* **Work to be completed**
Write the material out again in full, word for word. Do not include the pictures.

* **Data extract**
* * * * *

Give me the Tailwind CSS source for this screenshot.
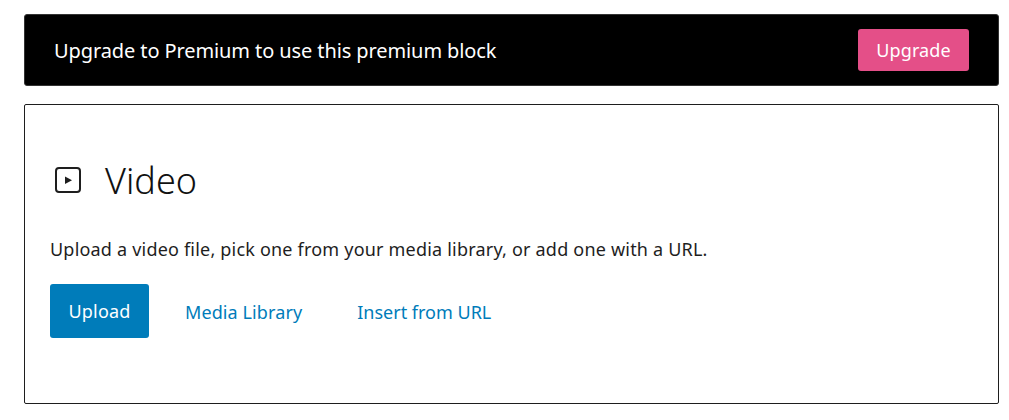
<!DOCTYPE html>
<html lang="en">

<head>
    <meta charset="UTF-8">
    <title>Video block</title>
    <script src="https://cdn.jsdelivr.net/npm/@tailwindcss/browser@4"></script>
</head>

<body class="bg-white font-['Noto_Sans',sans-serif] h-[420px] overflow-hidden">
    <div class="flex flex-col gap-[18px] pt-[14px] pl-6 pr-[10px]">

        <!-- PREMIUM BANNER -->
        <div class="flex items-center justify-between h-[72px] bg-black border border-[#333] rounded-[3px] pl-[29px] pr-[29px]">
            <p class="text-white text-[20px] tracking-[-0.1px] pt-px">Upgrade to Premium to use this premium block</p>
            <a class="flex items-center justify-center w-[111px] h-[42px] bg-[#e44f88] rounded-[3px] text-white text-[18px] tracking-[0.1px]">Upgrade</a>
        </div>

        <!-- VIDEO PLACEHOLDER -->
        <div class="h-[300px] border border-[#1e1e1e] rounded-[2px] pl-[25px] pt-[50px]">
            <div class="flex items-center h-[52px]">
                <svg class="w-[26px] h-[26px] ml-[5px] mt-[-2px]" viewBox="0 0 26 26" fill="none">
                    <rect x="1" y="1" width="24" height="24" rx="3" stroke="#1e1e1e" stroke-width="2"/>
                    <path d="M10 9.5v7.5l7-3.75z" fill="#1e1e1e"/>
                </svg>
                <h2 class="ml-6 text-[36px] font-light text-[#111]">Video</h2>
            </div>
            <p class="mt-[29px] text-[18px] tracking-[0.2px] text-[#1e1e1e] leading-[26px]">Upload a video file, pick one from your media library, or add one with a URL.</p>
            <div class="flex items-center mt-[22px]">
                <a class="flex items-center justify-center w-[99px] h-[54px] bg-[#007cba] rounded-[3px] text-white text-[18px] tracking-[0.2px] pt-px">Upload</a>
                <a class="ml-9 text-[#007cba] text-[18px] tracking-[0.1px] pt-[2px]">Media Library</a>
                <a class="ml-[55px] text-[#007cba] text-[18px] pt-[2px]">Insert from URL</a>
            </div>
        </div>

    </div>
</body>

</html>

* * * * *

* **Response below**
Give me the Tailwind CSS source for this screenshot.
<!DOCTYPE html>
<html lang="en">

<head>
    <meta charset="UTF-8">
    <title>Video block</title>
    <script src="https://cdn.jsdelivr.net/npm/@tailwindcss/browser@4"></script>
</head>

<body class="bg-white font-['Noto_Sans',sans-serif] h-[420px] overflow-hidden">
    <div class="flex flex-col gap-[18px] pt-[14px] pl-6 pr-[10px]">

        <!-- PREMIUM BANNER -->
        <div class="flex items-center justify-between h-[72px] bg-black border border-[#333] rounded-[3px] pl-[29px] pr-[29px]">
            <p class="text-white text-[20px] tracking-[-0.1px] pt-px">Upgrade to Premium to use this premium block</p>
            <a class="flex items-center justify-center w-[111px] h-[42px] bg-[#e44f88] rounded-[3px] text-white text-[18px] tracking-[0.1px]">Upgrade</a>
        </div>

        <!-- VIDEO PLACEHOLDER -->
        <div class="h-[300px] border border-[#1e1e1e] rounded-[2px] pl-[25px] pt-[50px]">
            <div class="flex items-center h-[52px]">
                <svg class="w-[26px] h-[26px] ml-[5px] mt-[-2px]" viewBox="0 0 26 26" fill="none">
                    <rect x="1" y="1" width="24" height="24" rx="3" stroke="#1e1e1e" stroke-width="2"/>
                    <path d="M10 9.5v7.5l7-3.75z" fill="#1e1e1e"/>
                </svg>
                <h2 class="ml-6 text-[36px] font-light text-[#111]">Video</h2>
            </div>
            <p class="mt-[29px] text-[18px] tracking-[0.2px] text-[#1e1e1e] leading-[26px]">Upload a video file, pick one from your media library, or add one with a URL.</p>
            <div class="flex items-center mt-[22px]">
                <a class="flex items-center justify-center w-[99px] h-[54px] bg-[#007cba] rounded-[3px] text-white text-[18px] tracking-[0.2px] pt-px">Upload</a>
                <a class="ml-9 text-[#007cba] text-[18px] tracking-[0.1px] pt-[2px]">Media Library</a>
                <a class="ml-[55px] text-[#007cba] text-[18px] pt-[2px]">Insert from URL</a>
            </div>
        </div>

    </div>
</body>

</html>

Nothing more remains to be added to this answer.